United States

The impact of Brexit on U.S. manufacturing companies

Some impacts of the post-Brexit trade deal are becoming clearer

INSIGHT ARTICLE  | 

While Britain voted to leave the European Union in 2016 and companies had about four years to organize their operations for the change, there was not much clarity on what Brexit would mean for companies until Dec. 24, 2020, when the post-Brexit trade deal—the U.K.-EU Trade and Cooperation Agreement—was finalized. Plenty of questions remain about what the specific impacts of the deal will be, but some aspects—such as value-added tax and customs implications—have come into clearer focus in 2021. Manufacturing companies will need to pay particular attention to the impact of Brexit, as more than 60% of trade between the U.K. and EU pertains to industrials.

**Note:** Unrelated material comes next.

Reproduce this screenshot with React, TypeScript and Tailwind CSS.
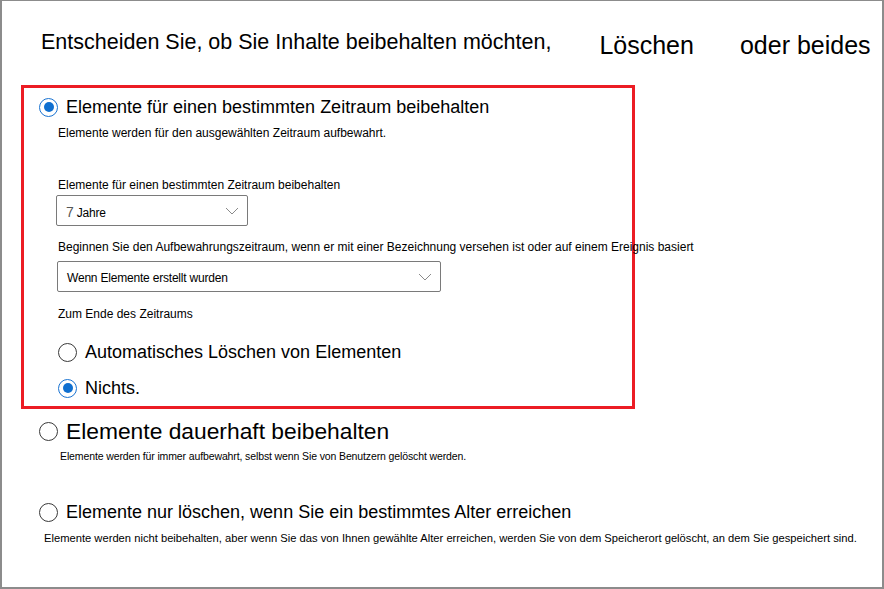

This will be important for U.S. manufacturers, as the United States is the largest investor in the U.K.; American firms—across all economic sectors—have investments of nearly $758 billion in the British market, according to the U.S. Chamber of Commerce. That’s nearly a quarter of American companies’ total investment in Europe, and more than 12% of all U.S. foreign direct investment worldwide, according to the Chamber. We expect this to further increase given the Biden government’s push for a multilateral alliance against China and the U.K. realigning itself away from the EU.

Britain has traditionally operated as a distribution hub for many U.S. companies selling into Europe, as trade between Britain and mainland Europe has benefitted from a free movement of people, goods and services—with no intervals for customs or regulatory clearances. Industrial products such as machinery and equipment, chemicals, and electronics form a significant portion of the goods traded between the two regions. Indeed, auto components cross the English Channel multiple times before finally making their way into a finished automobile.

figure-british-imports-from-eu
Source: UK Office for National Statistics, RSM US LLP

 

figure-british-exports-to-eu
Source: UK Office for National Statistics, RSM US LLP


In response to Brexit, many companies have moved their pan-EU distribution hubs to mainland Europe. However, many companies still need to evaluate what changes they may need to make to their business operations or tax structures as a result. The 2020 trade deal continues the preferential treatment of tariff-free trade between the U.K. and Europe for goods originated in U.K. However, which goods qualify as originating in the U.K. under the rules of origin outlined in the deal involves a mind-boggling level of detail. There are also tolerance limits, whereby goods can qualify as originating in the region if the weight of the nonoriginating material is below a certain percentage threshold.

Given the level of intricacy involved in the rules of origin, and the evolving rules and regulations, U.S. companies continuing to distribute into the EU through the U.K. should consult trade and tariff experts to ensure they can avoid tariffs when possible or reduce their tariff burden. Although companies may not have to pay duties, there are nevertheless customs and VAT filing obligations and port clearances which add to logistics costs, time and efforts.

Manufacturing companies, especially automotive companies, following just-in-time principles may need to evaluate and adjust inventory levels, given potential delays due to customs clearances and checks. U.S. manufacturers exporting to Europe have also had to certify compliance with EU regulatory requirements with an administrative marking that indicates they have met the standards for products sold in the European Economic Area; this is referred to as the CE marking. Now that the U.K. is no longer part of the EU, U.S. manufacturers will need to consider two certifications—one for exporting to Europe and one for exporting to the U.K.

In the aerospace sector, companies making parts in the U.K. will now need to get separate U.K. design and production certifications where until now, companies would have followed common EU safety standards, irrespective of where in Europe their parts were made. Given that the U.K. has previously relied on EU regulatory bodies and has yet to develop its own strong aero-certification capabilities, British-made aero parts will be particularly scrutinized by EU authorities, likely disrupting the flow of parts and leading companies to rethink their supply chains.

The key to managing these supply chain changes is to plan according to a long-term business model and to assess whether that model entails any movement of roles and functions out of the U.K. Any supply chain reorganization where the location of functions and assets change will need a review of capital gains, exit taxes and the appropriate transfer pricing approach for the new arrangement. Interest or royalty payments between the regions or dividends from the EU may be subject to withholding taxes affecting U.K. holding company structures. While there may be relief available through tax treaties, determining as much is not straightforward.

There are various aspects of business that companies need to address in the wake of Brexit, such as updating their systems for tax and operational changes, assessing the continued availability and movement of talent, revising contractual terms, and monitoring evolving regulations such as those regarding data privacy and cross-border data flows. All of these factors will affect U.S. companies operating in the U.K. or mainland Europe and require companies to review their long-term pan-European business operation strategies.